Print the entries below word for word; the pictures stay out of your copy.

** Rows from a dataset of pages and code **

<<<<

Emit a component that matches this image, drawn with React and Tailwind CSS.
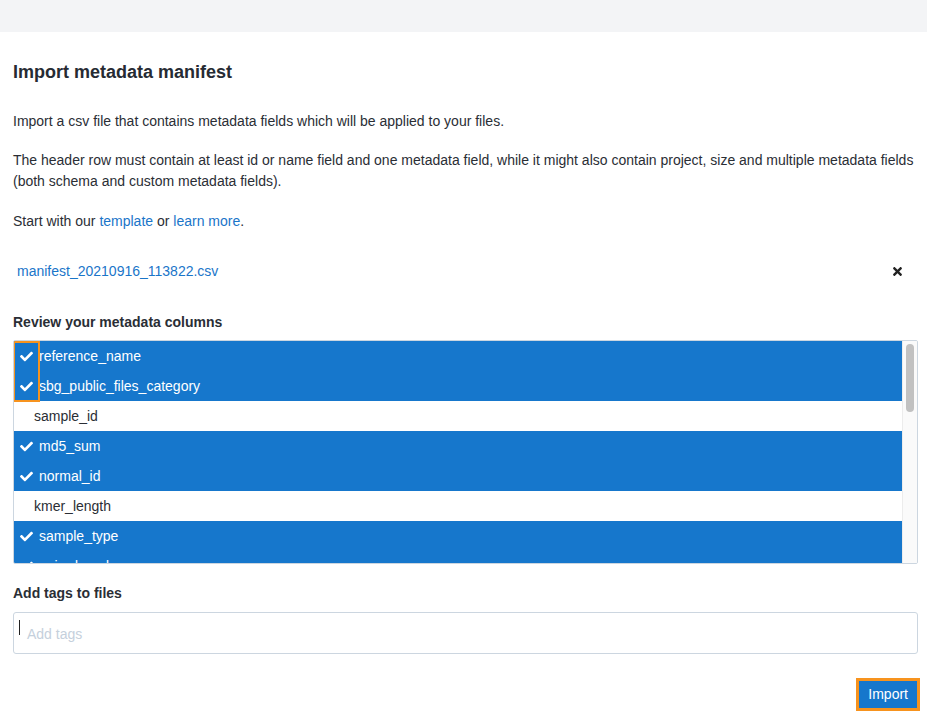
import React from "react";
import { FaCheck, FaTimes } from "react-icons/fa";

const columns = [
  { name: "reference_name", checked: true },
  { name: "sbg_public_files_category", checked: true },
  { name: "sample_id", checked: false },
  { name: "md5_sum", checked: true },
  { name: "normal_id", checked: true },
  { name: "kmer_length", checked: false },
  { name: "sample_type", checked: true },
  { name: "paired_end", checked: true },
];

function ColumnRow({ col }) {
  if (col.checked) {
    return (
      <div className="h-[30px] shrink-0 flex items-center bg-[#1677cc] text-white">
        <FaCheck className="ml-[6px] w-[13px] h-[13px]" />
        <span className="ml-[6px]">{col.name}</span>
      </div>
    );
  }
  return (
    <div className="h-[30px] shrink-0 flex items-center bg-white text-[#2a2e35]">
      <span className="ml-[20px]">{col.name}</span>
    </div>
  );
}

export default function App() {
  return (
    <div
      className="min-h-[727px] bg-white text-[14px] text-[#2a2e35]"
      style={{ fontFamily: '"Liberation Sans", Arial, sans-serif' }}
    >
      <div className="h-[32px] bg-[#f3f4f6]" />

      <div className="pl-[13px] pr-[9px] pt-[29px]">
        <h1 className="text-[18px] leading-[22px] font-bold text-[#262b33]">Import metadata manifest</h1>

        <p className="mt-[28px] leading-[21px]">
          Import a csv file that contains metadata fields which will be applied to your files.
        </p>
        <p className="mt-[18px] leading-[21px]">
          The header row must contain at least id or name field and one metadata field, while it might also contain project, size and multiple metadata fields (both schema and custom metadata fields).
        </p>
        <p className="mt-[19px] leading-[21px]">
          Start with our <a className="text-[#1a75c9]">template</a> or{" "}
          <a className="text-[#1a75c9]">learn more</a>.
        </p>

        <div className="mt-[24px] h-[30px] flex items-center justify-between">
          <a className="ml-[4px] text-[#1a75c9]">manifest_20210916_113822.csv</a>
          <FaTimes className="mr-[14px] w-[13px] h-[13px] text-[#222]" />
        </div>

        <div className="mt-[26px] font-bold leading-[20px]">Review your metadata columns</div>

        <div className="relative mt-[8px] h-[224px] border border-[#ccd6e0] rounded-[2px] flex overflow-hidden">
          <div className="flex-1 flex flex-col overflow-hidden">
            {columns.map((c) => (
              <ColumnRow key={c.name} col={c} />
            ))}
          </div>
          <div className="w-[15px] bg-[#fafafa] border-l border-[#ececec] flex justify-center">
            <div className="mt-[3px] w-[8px] h-[68px] rounded-full bg-[#c1c1c1]" />
          </div>
          <div className="absolute left-[-1px] top-0 w-[27px] h-[61px] border-2 border-[#f7931e]" />
        </div>

        <div className="mt-[19px] font-bold leading-[20px]">Add tags to files</div>

        <div className="mt-[9px] h-[42px] border border-[#ccd6e0] rounded-[3px] flex items-start">
          <div className="ml-[5px] mt-[7px] w-[1px] h-[15px] bg-[#222]" />
          <span className="ml-[7px] mt-[11px] text-[#c5d0dc] leading-[20px]">Add tags</span>
        </div>

        <div className="mt-[24px] mr-[-2px] flex justify-end">
          <div className="border-[3px] border-[#f7931e]">
            <button className="h-[27px] px-[9px] bg-[#1677cc] text-white text-[14px] leading-[27px]">
              Import
            </button>
          </div>
        </div>
      </div>
    </div>
  );
}
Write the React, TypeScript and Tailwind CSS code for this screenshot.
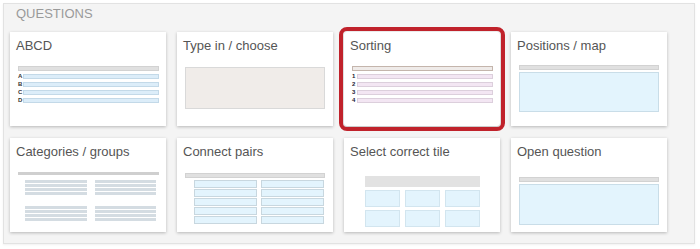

>>>>

** ANSWER TO THE EXERCISE **
Emit a component that matches this image, drawn with React and Tailwind CSS.
import React from "react";
import { FaCheck, FaTimes } from "react-icons/fa";

const columns = [
  { name: "reference_name", checked: true },
  { name: "sbg_public_files_category", checked: true },
  { name: "sample_id", checked: false },
  { name: "md5_sum", checked: true },
  { name: "normal_id", checked: true },
  { name: "kmer_length", checked: false },
  { name: "sample_type", checked: true },
  { name: "paired_end", checked: true },
];

function ColumnRow({ col }) {
  if (col.checked) {
    return (
      <div className="h-[30px] shrink-0 flex items-center bg-[#1677cc] text-white">
        <FaCheck className="ml-[6px] w-[13px] h-[13px]" />
        <span className="ml-[6px]">{col.name}</span>
      </div>
    );
  }
  return (
    <div className="h-[30px] shrink-0 flex items-center bg-white text-[#2a2e35]">
      <span className="ml-[20px]">{col.name}</span>
    </div>
  );
}

export default function App() {
  return (
    <div
      className="min-h-[727px] bg-white text-[14px] text-[#2a2e35]"
      style={{ fontFamily: '"Liberation Sans", Arial, sans-serif' }}
    >
      <div className="h-[32px] bg-[#f3f4f6]" />

      <div className="pl-[13px] pr-[9px] pt-[29px]">
        <h1 className="text-[18px] leading-[22px] font-bold text-[#262b33]">Import metadata manifest</h1>

        <p className="mt-[28px] leading-[21px]">
          Import a csv file that contains metadata fields which will be applied to your files.
        </p>
        <p className="mt-[18px] leading-[21px]">
          The header row must contain at least id or name field and one metadata field, while it might also contain project, size and multiple metadata fields (both schema and custom metadata fields).
        </p>
        <p className="mt-[19px] leading-[21px]">
          Start with our <a className="text-[#1a75c9]">template</a> or{" "}
          <a className="text-[#1a75c9]">learn more</a>.
        </p>

        <div className="mt-[24px] h-[30px] flex items-center justify-between">
          <a className="ml-[4px] text-[#1a75c9]">manifest_20210916_113822.csv</a>
          <FaTimes className="mr-[14px] w-[13px] h-[13px] text-[#222]" />
        </div>

        <div className="mt-[26px] font-bold leading-[20px]">Review your metadata columns</div>

        <div className="relative mt-[8px] h-[224px] border border-[#ccd6e0] rounded-[2px] flex overflow-hidden">
          <div className="flex-1 flex flex-col overflow-hidden">
            {columns.map((c) => (
              <ColumnRow key={c.name} col={c} />
            ))}
          </div>
          <div className="w-[15px] bg-[#fafafa] border-l border-[#ececec] flex justify-center">
            <div className="mt-[3px] w-[8px] h-[68px] rounded-full bg-[#c1c1c1]" />
          </div>
          <div className="absolute left-[-1px] top-0 w-[27px] h-[61px] border-2 border-[#f7931e]" />
        </div>

        <div className="mt-[19px] font-bold leading-[20px]">Add tags to files</div>

        <div className="mt-[9px] h-[42px] border border-[#ccd6e0] rounded-[3px] flex items-start">
          <div className="ml-[5px] mt-[7px] w-[1px] h-[15px] bg-[#222]" />
          <span className="ml-[7px] mt-[11px] text-[#c5d0dc] leading-[20px]">Add tags</span>
        </div>

        <div className="mt-[24px] mr-[-2px] flex justify-end">
          <div className="border-[3px] border-[#f7931e]">
            <button className="h-[27px] px-[9px] bg-[#1677cc] text-white text-[14px] leading-[27px]">
              Import
            </button>
          </div>
        </div>
      </div>
    </div>
  );
}
Write the React, TypeScript and Tailwind CSS code for this screenshot.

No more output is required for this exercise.